Metro Weekly

Editor’s Pick: Quinn Christopherson at the KenCen

Christopherson perform a free concert presented by the Kennedy Center on its Millennium Stage that will also be livestreamed.

Quinn Christpherson -- Photo: Kendall Rock
Quinn Christpherson — Photo: Kendall Rock

In July, the Native Alaskan warmed up the crowd gathered at Wolf Trap as the opening act for Sharon Van Etten, Angel Olsen, and Julien Baker.

But even before going out on the trio’s Wild Hearts Tour, Christopherson had already started cultivating a queer following by touring as the supporting act for Lucy Dacus, Shura, and Courtney Barnett.

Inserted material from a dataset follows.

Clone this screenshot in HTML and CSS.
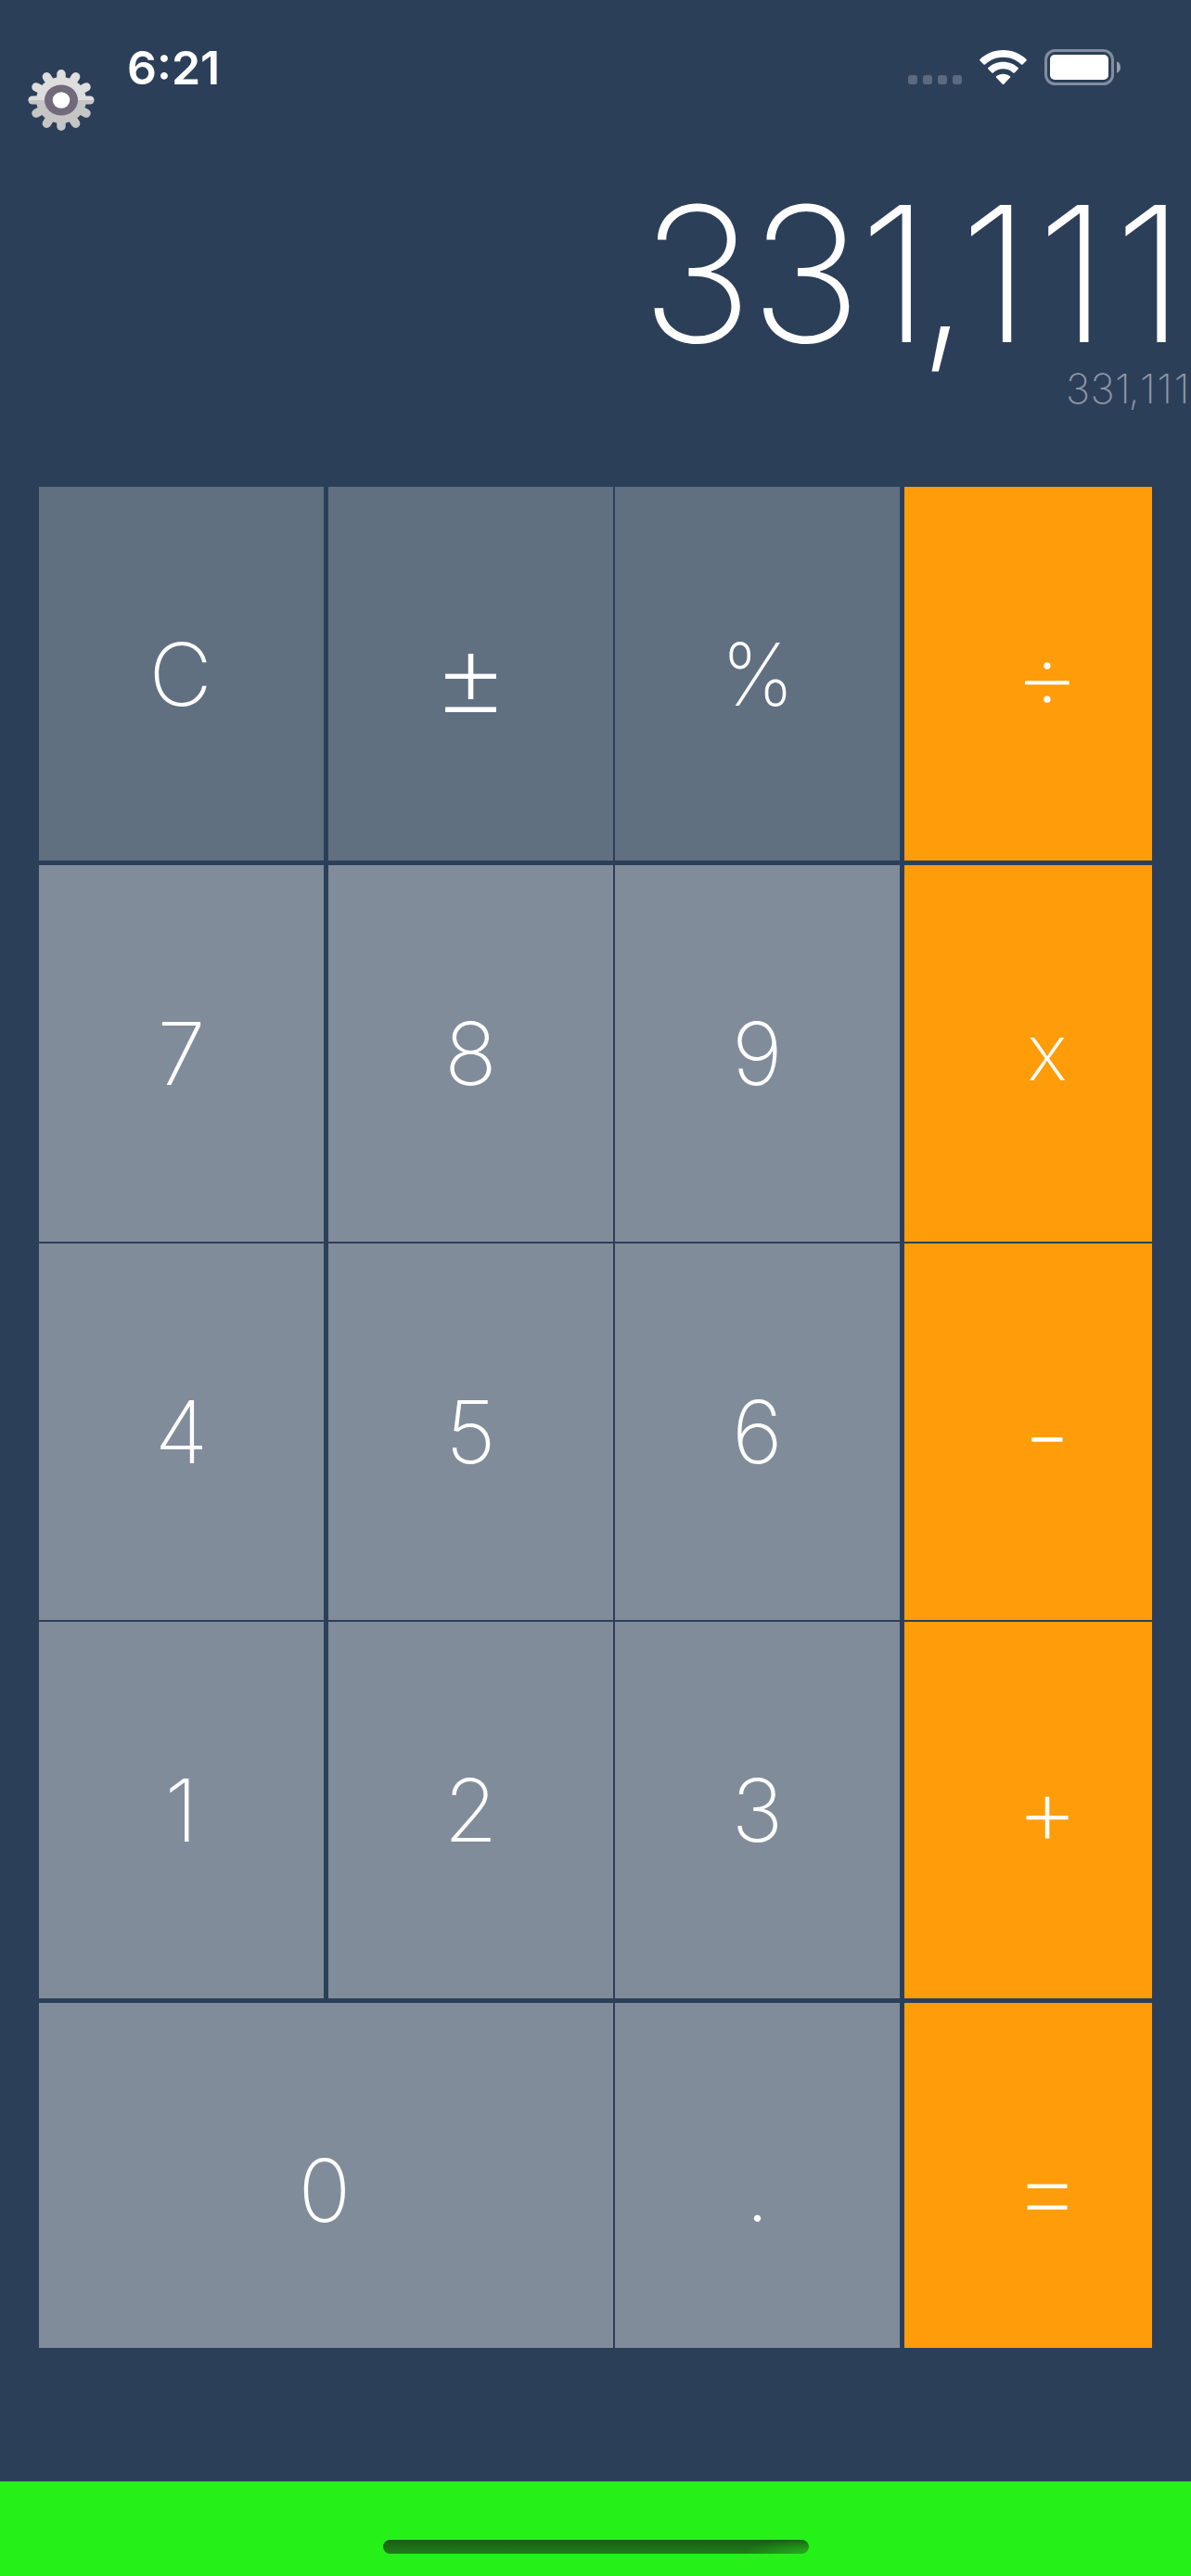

Christopherson first came to prominence after winning NPR’s 5th Annual Tiny Desk Concert in 2018, beating out over 6,000 other entries with “Erase Me,” a hauntingly sparse song that thoughtfully reflected on his own coming out as a transgender man just one year prior.

“Erase Me” is featured as the final track on Christopherson’s full-length debut album, Write Your Name in Pink, which dropped last month.

The set tells more of his backstory and shows off more of his talents across 12 songs characterized by a quiet intensity with deep synth sounds and slow beats that never feel like too much, all supporting his expressive voice. It leaves a strong impression.

Arguably the standout is “Celine,” released as a single at the end of summer, which features the album’s titular phrase as among the things that one does to get ready to perform karaoke down at “that old hole in the wall.” “They said I sounded just like Celine,” he sings sweetly but with full force and in a way that only vaguely reminds you of the famous mononymous superstar by that name.

Next week, Christopherson returns to the area to perform a free concert presented by the Kennedy Center on its Millennium Stage that will also be livestreamed to watch from anywhere.

The setlist will almost certainly include “Good Boy,” a strong single that puts Christopherson’s sardonic sense of humor on full display, taking shots at himself as much as he does other men with a series of pithy observations about modern masculinity and its insecurities over a catchy beat.